Social media give power to the customer

Thanks to social media, that attitude is now dying out. A shift in power has taken place, which means that just one dissatisfied customer can wreak havoc.

“Before, if you wrote a letter, the customer service department would simply throw it out. But now even management teams have to start answering mail from customers. As a customer, you can even mail the CEO if you want to.” 


I must admit that I take my work home with me and study customer experiences even when I'm shopping for myself.

This development has turned conventional roles upside down and opened the door to disruptive challengers.
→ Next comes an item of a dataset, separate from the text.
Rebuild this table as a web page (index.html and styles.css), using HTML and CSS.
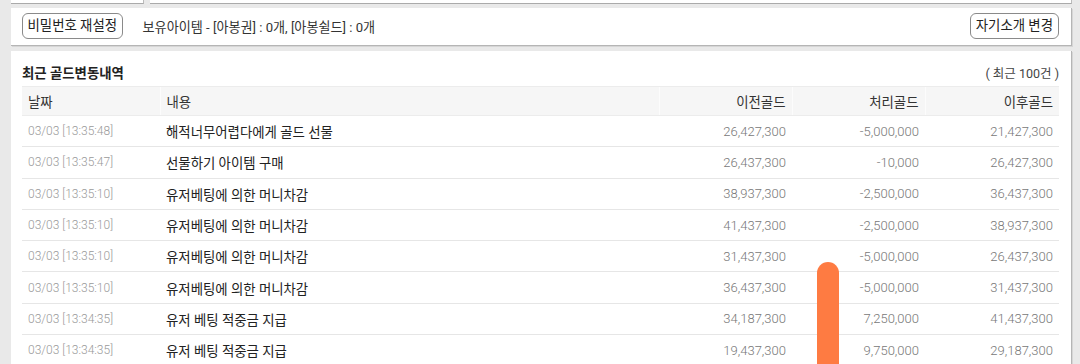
FILE: index.html
```html
<!DOCTYPE html>
<html lang="ko">
<head>
<meta charset="utf-8">
<link rel="stylesheet" href="styles.css">
</head>
<body>
<div class="page">
  <div class="top-strip">
    <div class="strip-box strip-left"></div>
    <div class="strip-box strip-right"></div>
  </div>
  <div class="panel info-bar">
    <button class="btn">비밀번호 재설정</button>
    <span class="items">보유아이템 - [아봉권] : 0개, [아봉쉴드] : 0개</span>
    <button class="btn btn-right">자기소개 변경</button>
  </div>
  <div class="panel history">
    <div class="history-head">
      <span class="title">최근 골드변동내역</span>
      <span class="count">( 최근 100건 )</span>
    </div>
    <table class="gold-table">
      <colgroup>
        <col class="c-date"><col class="c-desc"><col class="c-num"><col class="c-num"><col class="c-num3">
      </colgroup>
      <thead>
        <tr><th class="l">날짜</th><th class="l">내용</th><th>이전골드</th><th>처리골드</th><th>이후골드</th></tr>
      </thead>
      <tbody>
        <tr><td class="date">03/03 [13:35:48]</td><td class="desc">해적너무어렵다에게 골드 선물</td><td class="num">26,427,300</td><td class="num">-5,000,000</td><td class="num">21,427,300</td></tr>
        <tr><td class="date">03/03 [13:35:47]</td><td class="desc">선물하기 아이템 구매</td><td class="num">26,437,300</td><td class="num">-10,000</td><td class="num">26,427,300</td></tr>
        <tr><td class="date">03/03 [13:35:10]</td><td class="desc">유저베팅에 의한 머니차감</td><td class="num">38,937,300</td><td class="num">-2,500,000</td><td class="num">36,437,300</td></tr>
        <tr><td class="date">03/03 [13:35:10]</td><td class="desc">유저베팅에 의한 머니차감</td><td class="num">41,437,300</td><td class="num">-2,500,000</td><td class="num">38,937,300</td></tr>
        <tr><td class="date">03/03 [13:35:10]</td><td class="desc">유저베팅에 의한 머니차감</td><td class="num">31,437,300</td><td class="num">-5,000,000</td><td class="num">26,437,300</td></tr>
        <tr><td class="date">03/03 [13:35:10]</td><td class="desc">유저베팅에 의한 머니차감</td><td class="num">36,437,300</td><td class="num">-5,000,000</td><td class="num">31,437,300</td></tr>
        <tr><td class="date">03/03 [13:34:35]</td><td class="desc">유저 베팅 적중금 지급</td><td class="num">34,187,300</td><td class="num">7,250,000</td><td class="num">41,437,300</td></tr>
        <tr><td class="date">03/03 [13:34:35]</td><td class="desc">유저 베팅 적중금 지급</td><td class="num">19,437,300</td><td class="num">9,750,000</td><td class="num">29,187,300</td></tr>
      </tbody>
    </table>
  </div>
</div>
<div class="marker"></div>
</body>
</html>
```

FILE: styles.css
```css
html, body {
  margin: 0;
  padding: 0;
  background: #e9e9e9;
  height: 364px;
  overflow: hidden;
  font-family: Roboto, "Noto Sans CJK KR", sans-serif;
  color: #333;
}

.page {
  width: 1061px;
  margin-left: 11px;
}

.top-strip {
  display: flex;
  gap: 6px;
  height: 4px;
}

.strip-box {
  background: #fff;
  border-bottom: 1px solid #aaa;
  border-right: 1px solid #bbb;
  box-sizing: border-box;
}

.strip-left { width: 133px; }
.strip-right { flex: 1; }

.panel {
  background: #fff;
  border-right: 1px solid #b5b5b5;
  border-bottom: 1px solid #b5b5b5;
  box-shadow: 1px 1px 0 #d6d6d6;
  box-sizing: border-box;
}

.info-bar {
  margin-top: 4px;
  height: 38px;
  display: flex;
  align-items: center;
  padding: 0 12px 1px 11px;
  font-size: 13.4px;
}

.btn {
  font-family: Roboto, "Noto Sans CJK KR", sans-serif;
  font-size: 13.4px;
  color: #222;
  background: #fff;
  border: 1px solid #8a8a8a;
  border-radius: 6px;
  height: 26px;
  padding: 0 4.5px;
  line-height: 24px;
}

.items {
  margin-left: 20px;
  color: #333;
  font-size: 13.1px;
  font-weight: 400;
}

.btn-right {
  margin-left: auto;
  padding: 0 5px;
}

.history {
  margin-top: 5px;
  padding: 11px 12px 0 11px;
  height: 320px;
}

.history-head {
  display: flex;
  justify-content: space-between;
  align-items: center;
  height: 20px;
  margin-bottom: 4px;
}

.title {
  font-size: 13.4px;
  font-weight: 700;
  color: #222;
}

.count {
  font-size: 12.5px;
  color: #444;
  margin-right: 0;
}

.gold-table {
  width: 1037px;
  border-collapse: collapse;
  table-layout: fixed;
}

.c-date { width: 138px; }
.c-desc { width: 499px; }
.c-num { width: 133px; }
.c-num3 { width: 134px; }

.gold-table th {
  height: 28px;
  background: #f6f6f6;
  border-top: 1px solid #ececec;
  border-bottom: 1px solid #ececec;
  border-left: 1px solid #fcfcfc;
  font-size: 13.4px;
  font-weight: 400;
  color: #333;
  text-align: right;
  padding: 0 6px 0 6px;
}

.gold-table th:first-child { border-left: none; }

.gold-table th.l {
  text-align: left;
}

.gold-table td {
  height: 30.3px;
  border-bottom: 1px solid #e6e6e6;
  padding: 0 6px;
  white-space: nowrap;
}

.date {
  font-size: 12px;
  font-weight: 300;
  color: #9a9a9a;
}

.desc {
  font-size: 13.4px;
  color: #222;
}

.num {
  text-align: right;
  font-size: 13px;
  font-weight: 300;
  color: #777;
}

.marker {
  position: absolute;
  left: 817px;
  top: 262px;
  width: 22px;
  height: 130px;
  border-radius: 11px;
  background: #fe7b42;
}
```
If the customer is dissatisfied and the company fails to react, the disrupter will take a bite of the pie. 

“If I buy something from Electrolux and Bring provides poor service, there’s a domino effect.”

The transport solution, too, becomes a touchpoint bearing the supplier’s brand.

When it comes to customer focus, efficient data processing is a key factor for success. A lot of people focus more on what they themselves don’t like rather than on what the customer says is important. One example of this is long waiting times. It may be more important to be put the customer through to the right person who can solve the problem than simply to provide a quick response. 

A thirty-minute wait where users can choose to have the company call them back often proves to generate a better reputation among customers than a one-minute wait that leads to frustration when the wrong person takes the call.

“I must admit that I take my work home with me and study customer experiences even when I’m shopping for myself,” says Daniel Ewerman, and relates that he recently ordered a snowboard online. 

The board was delivered when he wasn’t home, because the order form did not contain a field where he could write that they should press the intercom by the door. 

“So I had to pick it up from a collection office. And it wasn’t there. At the same time, I received a message informing me that the package would be sent back to Germany if I didn’t collect it.” 

It turned out that the auto-generated messages were not functioning as they should. 

When goods and services are becoming increasingly similar to your competitors’, the customer experience may have a crucial role to play in how well you succeed. If a supplier runs a better ecommerce solution, that will become a strong advantage. 

Customers are more inclined to switch

The past ten years have witnessed major changes to the landscape. Players who fail to work with the customer journey risk being overtaken. 

We have not yet seen all the consequences of the shift in power from company to customer. Daniel Ewerman expects them to appear over the coming 5–10 years. 

Customer apathy – rather than loyalty – may well be the reason why development is not progressing more quickly.  There is such a thing as false loyalty, which has nothing to do with customer satisfaction, and everything to do with old habits. 

When Daniel Ewerman switched banks, he had the opportunity to study how both his old and his new bank acted. 

“My old bank hasn’t been in touch at all.” 

This means they missed the opportunity to win back a customer and prevent the customer talking them down. 

“It’s common to talk about loyalty and to say that customers who leave are disloyal, but I switched because it was a little more practical. There were no hard feelings on my part.” 

This type of action is becoming more and more common. Thresholds have been worn down, and customers can easily switch without being bitter or angry. 

“There’s been a change in mindset, which results in a greater tendency to switch.” 

Daniel Ewerman believes we will see more personalized and better adapted services in the future. The success factor for finding out what the customer wants is to involve everyone in the organization. 

“Invite, involve and create together. If you’re just a small group, you won’t succeed,” says Daniel Ewerman. 

Good customer experiences must be a priority in all areas of the business.